La question de la défense nationale n’est pas un mauvais point d’entrée dans le sujet. Un pays doit s’assurer de sa défense et il doit le faire avec toute l’autonomie stratégique nécessaire. On ne peut pas compter sur les autres pour assurer sérieusement sa défense. Parce que les autres, chaque pays, a ses préoccupations, ses intérêts, ses difficultés. Etre adulte, c’est être responsable de soi-même, c’est assurer sa propre sécurité, y compris en évitant de prendre des risques inconsidérés. C’est distinguer l’important de l’accessoire, c’est éviter de se faire manipuler par des gens malsains et c’est aussi apprendre à nouer des relations saines avec son entourage, ce qui suppose comme l’indique vertement Jacques Sapir, d’apprendre à le connaître. La diplomatie est la première et plus importante ligne de défense d’un pays. En se laissant volontairement instrumentaliser par des puissances étrangères et en détruisant et méprisant la diplomatie, Macron met notre pays en danger.

Ensuite, assurer sa défense impose de se mettre en bonne condition physique et mentale. Cela place donc d’emblée le questionnement sur le terrain des capacités de production et des capacités de développement scientifique et technologique. On parle donc d’investissements, de classe ouvrière, d’éducation et de recherche, et tous cela doit se construire avec un bon équilibre entre une base d’autonomie et des coopérations bien réfléchies.

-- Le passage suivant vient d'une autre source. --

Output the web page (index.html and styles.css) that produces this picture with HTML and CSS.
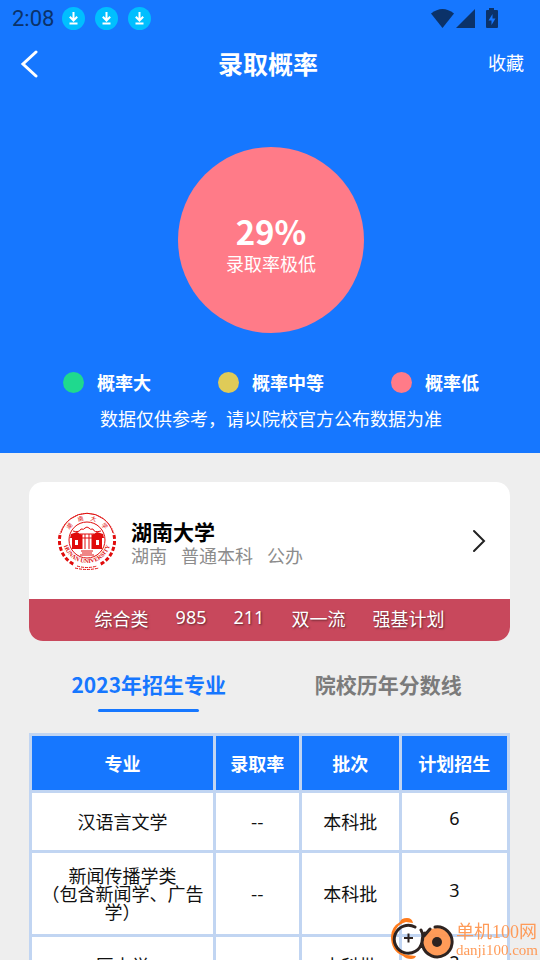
FILE: index.html
```html
<!DOCTYPE html>
<html lang="zh-CN">
<head>
    <meta charset="UTF-8">
    <meta name="viewport" content="width=device-width, initial-scale=1.0">
    <title>录取概率</title>
    <link rel="stylesheet" href="styles.css">
</head>
<body>
    <div class="app">
        <header class="hero">
            <div class="status-bar">
                <span class="time">2:08</span>
                <svg class="download" viewBox="0 0 23 23"><circle cx="11.5" cy="11.5" r="11.5"/><path d="M11.5 5v8M7.8 9.8l3.7 3.7 3.7-3.7M7.5 16.5h8"/></svg>
                <svg class="download" viewBox="0 0 23 23"><circle cx="11.5" cy="11.5" r="11.5"/><path d="M11.5 5v8M7.8 9.8l3.7 3.7 3.7-3.7M7.5 16.5h8"/></svg>
                <svg class="download" viewBox="0 0 23 23"><circle cx="11.5" cy="11.5" r="11.5"/><path d="M11.5 5v8M7.8 9.8l3.7 3.7 3.7-3.7M7.5 16.5h8"/></svg>
                <svg class="signals" viewBox="0 0 68 20">
                    <path d="M0 5.5Q11.500-3.500 23 5.500L11.500 20z"/>
                    <path d="M25 20L44 1v19z"/>
                    <path fill-rule="evenodd" d="M58 0h5v2h3q1 0 1 1v16q0 1-1 1H56q-1 0-1-1V3q0-1 1-1h2zM61.500 6L57.500 12.500h3V17l4-6.500h-3z"/>
                </svg>
            </div>

            <nav class="nav-bar">
                <button class="back" aria-label="返回">
                    <svg viewBox="0 0 18 28"><path d="M16 2L3 14l13 12"/></svg>
                </button>
                <h1>录取概率</h1>
                <button class="favorite">收藏</button>
            </nav>

            <div class="rate">
                <strong>29%</strong>
                <span>录取率极低</span>
            </div>

            <ul class="legend">
                <li class="high">概率大</li>
                <li class="middle">概率中等</li>
                <li class="low">概率低</li>
            </ul>
            <p class="note">数据仅供参考，请以院校官方公布数据为准</p>
        </header>

        <main>
            <section class="card">
                <a class="school" href="#school">
                    <!-- Escudo de la universidad -->
                    <svg class="emblem" viewBox="0 0 58 58">
                        <defs>
                            <path id="ring-top" d="M8 29a21 21 0 0 1 42 0"/>
                            <path id="ring-bottom" d="M5 27a24 24 0 0 0 48 0"/>
                        </defs>
                        <path class="rope" d="M2 22A28 28 0 0 1 56 22"/>
                        <path d="M3 21A27 27 0 0 1 55 21"/>
                        <path class="leaves" d="M2 23A27 27 0 0 0 17 53M56 23A27 27 0 0 1 41 53"/>
                        <circle cx="29" cy="28" r="18"/>
                        <path d="M15 19q6 2 8-2 3 1 4-1 2-2 4 0 1 2 4 1 1 4 8 2M22 22h14l2 4H20zM24 22v15M27 22v15M31 22v15M34 22v15M23 39h12M24 41h10M22 43h14"/>
                        <path class="solid" fill-rule="evenodd" d="M13 22l6-2 5 3v14H14V26h-2zM17 28v5h3v-5zM45 22l-6-2-5 3v14h10V26h2zM38 28v5h3v-5z"/>
                        <text class="emblem-cn"><textPath href="#ring-top" startOffset="50%">湖　南　大　学</textPath></text>
                        <text class="emblem-en"><textPath href="#ring-bottom" startOffset="50%">HUNAN UNIVERSITY</textPath></text>
                        <path class="ribbon" d="M19 54q10 3 20 0M17 56q12 3 24 0"/>
                    </svg>
                    <div class="school-info">
                        <h2>湖南大学</h2>
                        <p><span>湖南</span><span>普通本科</span><span>公办</span></p>
                    </div>
                    <svg class="arrow" viewBox="0 0 14 24"><path d="M2 2l10 10L2 22"/></svg>
                </a>
                <div class="tags">
                    <span>综合类</span>
                    <span>985</span>
                    <span>211</span>
                    <span>双一流</span>
                    <span>强基计划</span>
                </div>
            </section>

            <div class="tabs">
                <button class="tab active">2023年招生专业</button>
                <button class="tab">院校历年分数线</button>
            </div>

            <table>
                <colgroup>
                    <col class="col-major">
                    <col class="col-rate">
                    <col class="col-batch">
                    <col class="col-plan">
                </colgroup>
                <thead>
                    <tr><th>专业</th><th>录取率</th><th>批次</th><th>计划招生</th></tr>
                </thead>
                <tbody>
                    <tr><td>汉语言文学</td><td>--</td><td>本科批</td><td class="num">6</td></tr>
                    <tr><td>新闻传播学类<br>（包含新闻学、广告学）</td><td>--</td><td>本科批</td><td class="num">3</td></tr>
                    <tr><td>历史学</td><td>--</td><td>本科批</td><td class="num">2</td></tr>
                </tbody>
            </table>
        </main>

        <div class="watermark">
            <svg viewBox="0 0 64 44">
                <path class="swoosh" d="M10 6q1-4 7-4 5 0 6 5l-7-1Q4 9 4 23q0 13 13 16l9 1q-1 3-5 3-5 0-8-3Q1 35 1 21 1 11 10 6z"/>
                <circle class="disc" cx="47" cy="26" r="14"/>
                <path class="line" d="M25 11A14 14 0 1 0 32 26Q34 19 31 14M34 20l6-7M45 11A15 15 0 1 1 35 17"/>
                <path class="plus" d="M14 22h9M18.500 17.500v9"/>
                <circle class="hub" cx="47" cy="26" r="5"/>
            </svg>
            <div class="mark-text">
                <p class="mark-name">单机100网</p>
                <p class="mark-url">danji100.com</p>
            </div>
        </div>
    </div>
</body>
</html>
```

FILE: styles.css
```css
:root {
    --blue: #1677ff;
    --line: #c1d5f2;
    --dark-blue: #0b3269;
    --low: #ff7b88;
    --crest: #e00c0c;
}

* {
    box-sizing: border-box;
    margin: 0;
    padding: 0;
}

body {
    background: #eee;
    font-family: "Noto Sans CJK SC", sans-serif;
    font-size: 18px;
    color: #111;
}

button {
    background: none;
    border: none;
    font: inherit;
    color: inherit;
    cursor: pointer;
}

svg {
    display: block;
    flex: none;
    fill: none;
}

.app {
    height: 100vh;
    overflow: hidden auto;
    scrollbar-width: none;
}

.hero {
    background: var(--blue);
    color: white;
    padding: 0 0 22px 2px;
}

/* Status bar */
.status-bar {
    display: flex;
    align-items: center;
    gap: 10px;
    height: 36px;
    padding: 0 41px 0 10px;
}

.time {
    width: 40px;
    font-family: Roboto, sans-serif;
    font-size: 22px;
    white-space: nowrap;
    color: var(--dark-blue);
}

.download {
    width: 23px;
    height: 23px;
}

.download circle {
    fill: #00bfff;
}

.download path {
    stroke: white;
    stroke-width: 2;
}

.signals {
    width: 68px;
    height: 20px;
    margin-left: auto;
    fill: var(--dark-blue);
}

/* Navigation */
.nav-bar {
    display: grid;
    grid-template-columns: 1fr auto 1fr;
    align-items: center;
    height: 56px;
    padding: 0 16px 0 10px;
}

.back {
    justify-self: start;
    padding-left: 8px;
}

.back svg {
    width: 18px;
    height: 28px;
    stroke: white;
    stroke-width: 3;
    stroke-linecap: round;
}

.nav-bar h1 {
    padding-bottom: 2px;
    font-size: 25px;
    line-height: 36px;
}

.favorite {
    justify-self: end;
    padding-bottom: 4px;
}

.rate {
    display: flex;
    flex-direction: column;
    align-items: center;
    justify-content: center;
    width: 186px;
    height: 186px;
    margin: 55px auto 0;
    padding-top: 6px;
    border-radius: 50%;
    background: var(--low);
}

.rate strong {
    font-size: 33px;
    line-height: 40px;
}

.rate span {
    line-height: 24px;
}

.legend {
    display: flex;
    justify-content: center;
    gap: 67px;
    margin-top: 36px;
    list-style: none;
    font-weight: 700;
}

.legend li {
    display: flex;
    align-items: center;
    gap: 13px;
    line-height: 26px;
}

.legend li::before {
    content: "";
    width: 21px;
    height: 21px;
    border-radius: 50%;
}

.high::before {
    background: #1fd98e;
}

.middle::before {
    background: #dfcb58;
}

.low::before {
    background: var(--low);
}

.note {
    margin-top: 10px;
    line-height: 26px;
    text-align: center;
}

main {
    padding: 29px 30px 20px 29px;
}

/* School card */
.card {
    border-radius: 14px;
    background: white;
    overflow: hidden;
}

.school {
    display: flex;
    align-items: center;
    gap: 15px;
    height: 117px;
    padding: 0 24px 0 29px;
    color: black;
    text-decoration: none;
}

.emblem {
    width: 58px;
    height: 58px;
    stroke: var(--crest);
    stroke-width: 1;
}

.emblem .rope {
    stroke-dasharray: 1 1;
}

.emblem .leaves {
    stroke-width: 3;
    stroke-dasharray: 4 2;
}

.emblem .solid,
.emblem text {
    fill: var(--crest);
    stroke: none;
}

.emblem text {
    text-anchor: middle;
}

.emblem-cn {
    font-size: 6px;
}

.emblem-en {
    font-family: "Liberation Serif", serif;
    font-size: 6px;
    font-weight: 700;
}

.emblem .ribbon {
    stroke-dasharray: 3 1;
}

.school-info {
    flex: 1;
    padding-top: 4px;
}

.school-info h2 {
    font-size: 21px;
    line-height: 24px;
}

.school-info p {
    display: flex;
    gap: 14px;
    line-height: 24px;
    color: #8c8c8c;
}

.arrow {
    width: 14px;
    height: 24px;
    stroke: #222;
    stroke-width: 2;
    stroke-linecap: round;
}

.tags {
    display: flex;
    justify-content: center;
    align-items: flex-start;
    gap: 27px;
    height: 42px;
    padding-top: 6px;
    background: #c8485c;
    color: white;
    font-family: "Noto Sans", "Noto Sans CJK SC", sans-serif;
    text-shadow: 1px 1px 2px rgba(0, 0, 0, 0.5);
}

/* Tabs */
.tabs {
    display: grid;
    grid-template-columns: 1fr 1fr;
    margin-top: 27px;
    padding-right: 2px;
}

.tab {
    display: flex;
    flex-direction: column;
    align-items: center;
    gap: 9px;
    font-size: 21px;
    font-weight: 700;
    line-height: 32px;
    color: #7b7b7b;
}

.tab::after {
    content: "";
    width: 101px;
    height: 3px;
    border-radius: 2px;
}

.tab.active {
    color: var(--blue);
}

.tab.active::after {
    background: var(--blue);
}

/* Majors table */
table {
    width: 100%;
    margin-top: 21px;
    table-layout: fixed;
    border-spacing: 3px;
    background: var(--line);
    text-align: center;
    line-height: 18px;
}

.col-major {
    width: 38.8%;
}

.col-rate {
    width: 17.8%;
}

.col-batch {
    width: 20.8%;
}

.col-plan {
    width: 22.6%;
}

th {
    height: 54px;
    background: var(--blue);
    color: white;
}

td {
    height: 57px;
    padding: 13px 9px 14px;
    background: white;
}

td.num {
    padding-bottom: 20px;
    font-family: "Noto Sans", sans-serif;
}

.watermark {
    position: fixed;
    right: 2px;
    bottom: 0;
    display: flex;
    align-items: center;
    gap: 2px;
    color: #ff9650;
    opacity: 0.95;
}

.watermark svg {
    width: 64px;
    height: 44px;
}

.swoosh {
    fill: #ff7410;
}

.disc {
    fill: #ff9650;
}

.watermark .line {
    stroke: #231815;
    stroke-width: 3;
    stroke-linecap: round;
}

.watermark .plus {
    stroke: #231815;
    stroke-width: 2;
}

.hub {
    fill: #231815;
}

.mark-text {
    padding-top: 4px;
}

.mark-name {
    font-family: "Liberation Serif", "Noto Sans CJK SC", serif;
    font-size: 18px;
    line-height: 20px;
}

.mark-url {
    font-family: "Liberation Serif", serif;
    font-size: 15px;
    line-height: 16px;
}
```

L’autonomie et les coopérations équilibrées s’articulent dialectiquement. Une coopération saine ne peut s’établir qu’entre nations autonomes et souveraines, capables de s’engager sans dépendre du veto d’une tutelle extérieure. Une nation souveraine est nécessaire pour choisir les coopérations pertinentes et non subir des coopérations imposées, comme c’est le cas aujourd’hui, tant au sein de l’UE que de l’OTAN. En même temps, il est clair qu’un pays comme la France ne peut pas développer sa souveraineté sur une base autarcique mais a besoin d’établir les bonnes coopérations. Il faudra pour cela regarder non le monde du passé, dominé par l’occident et les USA mais le monde de demain, tellement riche d’opportunités à la fois dans le lointain (Asie) que dans le proche (Afrique) en en adoptant les nouvelles règles, en particulier celle d’un égal respect dans les relations entre toutes les nations.

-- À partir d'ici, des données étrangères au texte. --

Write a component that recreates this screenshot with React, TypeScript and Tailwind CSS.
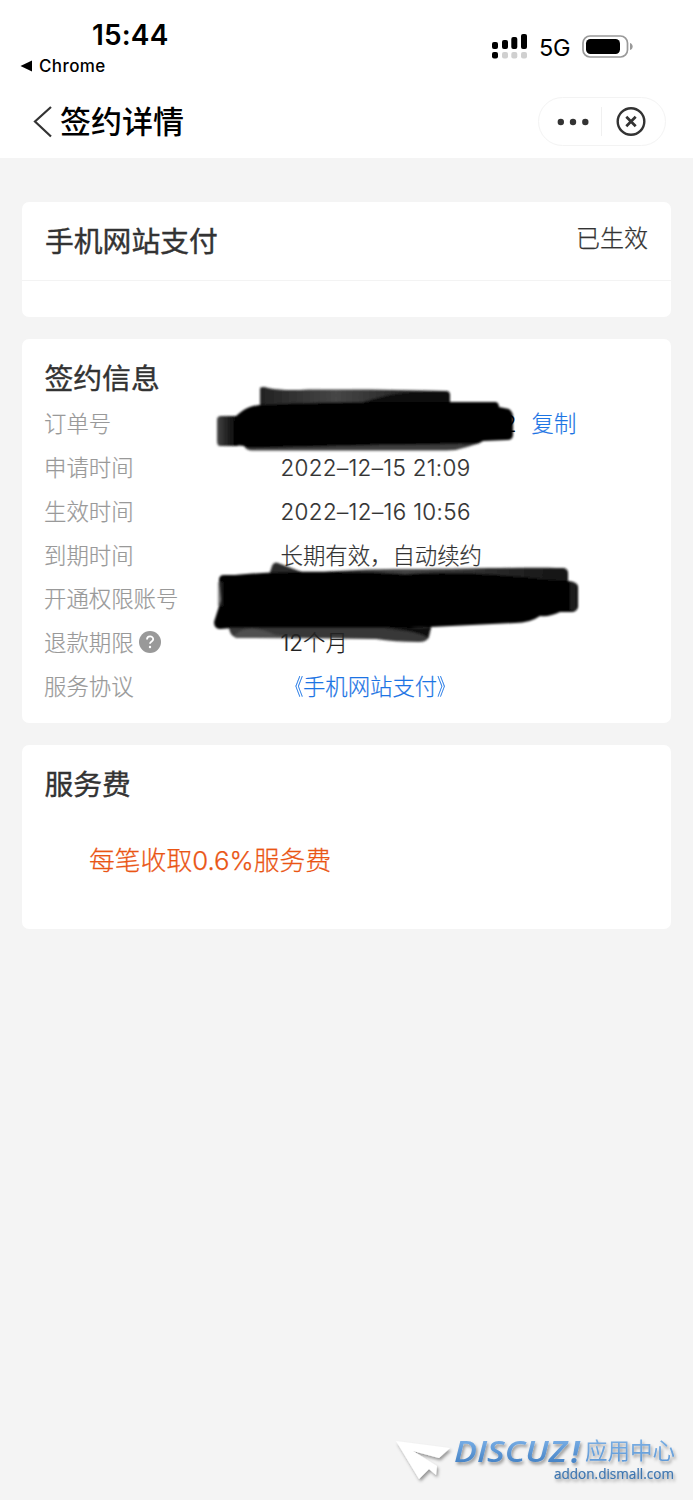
import React from "react";

const CJK = "font-['Inter','Noto_Sans_CJK_SC',sans-serif]";

function StatusBar() {
  return (
    <div className="flex h-[86px] items-start justify-between pl-[20px] pr-[59px] text-black">
      <div className="flex flex-col">
        <span className="mt-[18px] pl-[72px] font-['Inter'] text-[28px] leading-[34px] font-semibold tracking-[0.15px]">
          15:44
        </span>
        <span className="mt-[4px] flex items-center gap-[6px] font-['Inter'] text-[17px] leading-[20px] font-medium tracking-[0.4px]">
          <svg width="13" height="12" viewBox="0 0 13 12">
            <path d="M.5 6 12 .5v11z" fill="#000" />
          </svg>
          Chrome
        </span>
      </div>
      <div className="mt-[34px] flex h-[26px] items-start">
        <svg width="36" height="26" viewBox="0 0 36 26">
          <g fill="#000">
            <rect x="0" y="8" width="6" height="7" rx="2" />
            <rect x="10" y="6" width="6" height="9" rx="2" />
            <rect x="19.3" y="3" width="6" height="12" rx="2" />
            <rect x="29" y="0" width="6" height="15" rx="2" />
            <rect x="0" y="18" width="6" height="6.5" rx="2" />
          </g>
          <g fill="#d0d0d0">
            <rect x="10" y="18" width="6" height="6.5" rx="2" />
            <rect x="19.3" y="18" width="6" height="6.5" rx="2" />
            <rect x="29" y="18" width="6" height="6.5" rx="2" />
          </g>
        </svg>
        <span className="ml-[11px] w-[43px] font-['Inter'] text-[23.5px] leading-[28px] tracking-[-0.3px]">5G</span>
        <svg width="52" height="26" viewBox="0 0 52 26">
          <rect x="1" y="2" width="44.5" height="21" rx="7" fill="none" stroke="#999" strokeWidth="1.7" />
          <rect x="4" y="5" width="34" height="15" rx="4.5" fill="#000" />
          <path d="M48 9c3.600 1 3.600 6 0 7z" fill="#999" />
        </svg>
      </div>
    </div>
  );
}

function NavBar() {
  return (
    <header className="flex h-[72px] items-start justify-between pl-[33px] pr-[27px]">
      <div className="flex items-center pt-[16px]">
        <svg width="20" height="34" viewBox="0 0 20 34" fill="none">
          <path d="M18 2 2 16.500 18 31.500" stroke="#333" strokeWidth="2.200" />
        </svg>
        <h1 className="ml-[7px] text-[31px] leading-[40px] font-medium text-black">签约详情</h1>
      </div>
      <div className="mt-[11px] flex h-[49px] w-[128px] items-center rounded-full border border-[#f3f3f3]">
        <svg width="126" height="47" viewBox="0 0 126 47">
          <g fill="#333">
            <circle cx="21.800" cy="24" r="3.200" />
            <circle cx="34" cy="24" r="3.200" />
            <circle cx="46.300" cy="24" r="3.200" />
          </g>
          <path d="M62.500 9v29" stroke="#f0f0f0" />
          <circle cx="92" cy="23.500" r="13.300" fill="none" stroke="#333" strokeWidth="2.400" />
          <path d="m87.300 18.800 9.400 9.400m0-9.400-9.400 9.400" stroke="#333" strokeWidth="2.700" />
        </svg>
      </div>
    </header>
  );
}

function Row({ label, help, children }: { label: string; help?: boolean; children?: React.ReactNode }) {
  return (
    <div className="flex h-[43.75px] items-center text-[22.4px] leading-[30px] font-light [-webkit-text-stroke:0.2px_currentColor]">
      <dt className="flex w-[236.5px] shrink-0 items-center text-[#999]">
        {label}
        {help && (
          <svg className="ml-[5px] mb-[2px]" width="22" height="22" viewBox="0 0 22 22">
            <circle cx="11" cy="11" r="11" fill="#999" />
            <path d="M8 8.500c0-4 6.200-4 6.200-.3 0 2.300-3.200 2.300-3.200 4.600" fill="none" stroke="#fff" strokeWidth="1.800" />
            <circle cx="11" cy="16" r="1.200" fill="#fff" />
          </svg>
        )}
      </dt>
      <dd className="flex items-center whitespace-nowrap text-[#333]">{children}</dd>
    </div>
  );
}

function Scribbles() {
  return (
    <svg
      className="pointer-events-none absolute top-[41px] left-[188px]"
      width="375"
      height="270"
      viewBox="210 380 375 270"
    >
      <defs>
        <filter id="soft" x="-5%" y="-10%" width="110%" height="120%">
          <feGaussianBlur stdDeviation="0.9" />
        </filter>
        <linearGradient id="shade" x1="0" x2="1">
          <stop offset="0" stopColor="#222" />
          <stop offset=".4" stopColor="#464646" />
          <stop offset="1" stopColor="#111" />
        </linearGradient>
        <linearGradient id="edge" x1="0" x2="1">
          <stop offset="0" stopColor="#444" />
          <stop offset="1" stopColor="#000" />
        </linearGradient>
      </defs>
      <g filter="url(#soft)">
        <path d="M260 388q3-2 8 0 16 3 40 1.500H370l76 1.500q4 0 4 4v12H260z" fill="url(#shade)" />
        <path d="M360 403c20-6 35-11 60-11h25q5 0 5 4v12h-90z" fill="#111" />
        <path d="M217 420q0-4 4-4h17v30h-18q-3 0-3-5z" fill="url(#edge)" />
        <path d="M244 443h236l-13 4q-10 3.500-20 3.500H252q-6 0-8-5z" fill="#3c3c3c" />
        <path d="M235 417c9-8 14-11 25-12 60-4 140-3 236-3q3 1 3 5l10 2q4 3 4 8v18q0 5-6 5l-24 1q-5 4-22 3l-80 1-130 3q-5 0-7-2l-10-1q-1-10 1-28z" fill="#000" />
        <path d="M271 569q2-8 7-6l32 12h-41z" fill="#292929" />
        <path d="M300 575c30-5 70-6 110-6 60 0 100-2 154-1q4 1 4 5v14H300z" fill="url(#shade)" />
        <path d="M229 628h202l-2 9q-2 5-10 5-25 0-43-3-70-1-138-1-8-1-9-10z" fill="#383838" />
        <path d="M234 636q12-14 42-1l30 3h-70z" fill="#505050" />
        <path d="M384 629q32 1 44 9l3-11z" fill="#111" />
        <path d="M219 580q0-5 5-5h11c40-4 120-4 170-1 50-3 90 0 145 6l18 1q10 1 10 6v20q-1 5-7 5h-11q-10 5-20 4-10 7-25 7l-105 5H232l-12 1q-6 0-6-7l7-22z" fill="#000" />
        <path d="M218 582h5v24h-5zM570 583h6v27h-6z" fill="#333" opacity=".6" />
      </g>
    </svg>
  );
}

function Watermark() {
  return (
    <svg className="absolute right-0 bottom-0" width="313" height="80" viewBox="0 0 313 80">
      <defs>
        <linearGradient id="brand" x1="0" y1="0" x2="0" y2="1">
          <stop offset=".2" stopColor="#78aee6" />
          <stop offset=".8" stopColor="#4784c6" />
        </linearGradient>
        <linearGradient id="caption" x1="0" y1="0" x2="0" y2="1">
          <stop offset="0" stopColor="#82b4e6" />
          <stop offset="1" stopColor="#5c97d6" />
        </linearGradient>
        <filter id="drop" x="-10%" y="-20%" width="125%" height="160%">
          <feDropShadow dx="1.500" dy="2.500" stdDeviation="1.500" floodColor="#000" floodOpacity=".38" />
        </filter>
      </defs>
      <g filter="url(#drop)">
        <path d="m16 21 54 7-11 10-26-7 24 15-1 9-7-6-10 10z" fill="#fff" />
        <text x="74" y="42" fill="url(#brand)" fontFamily="Open Sans" fontWeight="600" fontStyle="italic" fontSize="28" textLength="113" lengthAdjust="spacingAndGlyphs">
          DISCUZ
        </text>
        <text x="191" y="42.500" fill="url(#brand)" fontFamily="Open Sans" fontWeight="700" fontStyle="italic" fontSize="30">
          !
        </text>
        <text x="205" y="39" fill="url(#caption)" fontFamily="Noto Sans CJK SC" fontSize="22.500" fontWeight="400">
          应用中心
        </text>
        <text x="174" y="59" fill="#3d75af" stroke="#3d75af" strokeWidth=".2" fontFamily="Open Sans" fontSize="14.500" textLength="120" lengthAdjust="spacingAndGlyphs">
          addon.dismall.com
        </text>
      </g>
    </svg>
  );
}

export default function App() {
  return (
    <div className={`relative h-[1500px] w-[693px] overflow-hidden bg-[#f4f4f4] ${CJK}`}>
      <div className="h-[158px] bg-white">
        <StatusBar />
        <NavBar />
      </div>
      <main className="flex flex-col gap-[22px] px-[22px] pt-[44px] text-[#333]">
        <section className="h-[115px] rounded-[7px] bg-white">
          <div className="flex h-[79px] items-start justify-between border-b border-[#f3f3f3] px-[23px]">
            <h2 className="mt-[20px] text-[28.8px] leading-[40px] [-webkit-text-stroke:0.4px_currentColor]">手机网站支付</h2>
            <span className="mt-[20px] text-[24px] leading-[34px] font-light [-webkit-text-stroke:0.25px_currentColor]">已生效</span>
          </div>
        </section>

        <section className="relative h-[384px] rounded-[7px] bg-white px-[22px]">
          <Scribbles />
          <div className="relative">
            <h2 className="h-[63.500px] pt-[20px] pl-[0.5px] text-[28.8px] leading-[40px] [-webkit-text-stroke:0.4px_currentColor]">签约信息</h2>
            <dl>
              <Row label="订单号">
                <span className="w-[236px] text-right text-black">2</span>
                <a className="ml-[15px] text-[#1c74e4]">复制</a>
              </Row>
              <Row label="申请时间"><span className="tracking-[0.34px]">2022–12–15 21:09</span></Row>
              <Row label="生效时间"><span className="tracking-[0.37px]">2022–12–16 10:56</span></Row>
              <Row label="到期时间">长期有效，自动续约</Row>
              <Row label="开通权限账号" />
              <Row label="退款期限" help><span className="text-[#222]">12个月</span></Row>
              <Row label="服务协议">
                <a className="flex text-[#1c74e4]">
                  <span className="origin-right scale-x-75">《</span>
                  <span>手机网站支付</span>
                  <span className="origin-left scale-x-75">》</span>
                </a>
              </Row>
            </dl>
          </div>
        </section>

        <section className="h-[184px] rounded-[7px] bg-white px-[22px] pt-[20px]">
          <h2 className="pl-[0.5px] text-[28.8px] leading-[40px] [-webkit-text-stroke:0.4px_currentColor]">服务费</h2>
          <p className="mt-[38px] pl-[45px] text-[25.8px] leading-[36px] font-light text-[#ea5514] [-webkit-text-stroke:0.25px_currentColor]">每笔收取0.6%服务费</p>
        </section>
      </main>
      <Watermark />
    </div>
  );
}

Cela nécessite un profond renouvellement politique et social, semblable à celui amorcé à la Libération, mais coupé dans son élan par la révocation des ministres communistes, la répression militaire des grèves de 47-48, la signature du Plan Marshall et la soumission volontaire de la France aux USA et aux institutions soi-disant “européennes”, la CECA devenue CE puis UE aujourd’hui.

Cela nécessite aussi d’engager la transition vers le socialisme, car seule une organisation socialiste de la société française serait aujourd’hui capable de relever les défis de la souveraineté, de la réindustrialisation et de la construction d’un nouveau modèle productif, maîtrisant le risque climatique. Sortir du modèle de profit et d’accumulation capitaliste, planifier les investissements nécessaires à grande échelle et mobiliser les énergies créatrices du peuple dans le sens de l’intérêt collectif.

Un tel changement ne peut pas être le fruit d’une organisation politique seule (aussi efficace fut-elle). Il y a une alliance de classe à construire. Celle-ci ne peut pas prendre la forme de la “gauche” au sens d’une alliance dirigée par la petite-bourgeoisie qui instrumentalise le mouvement ouvrier, mais une alliance populaire dirigée par la classe ouvriére et bâtie sur ses principes.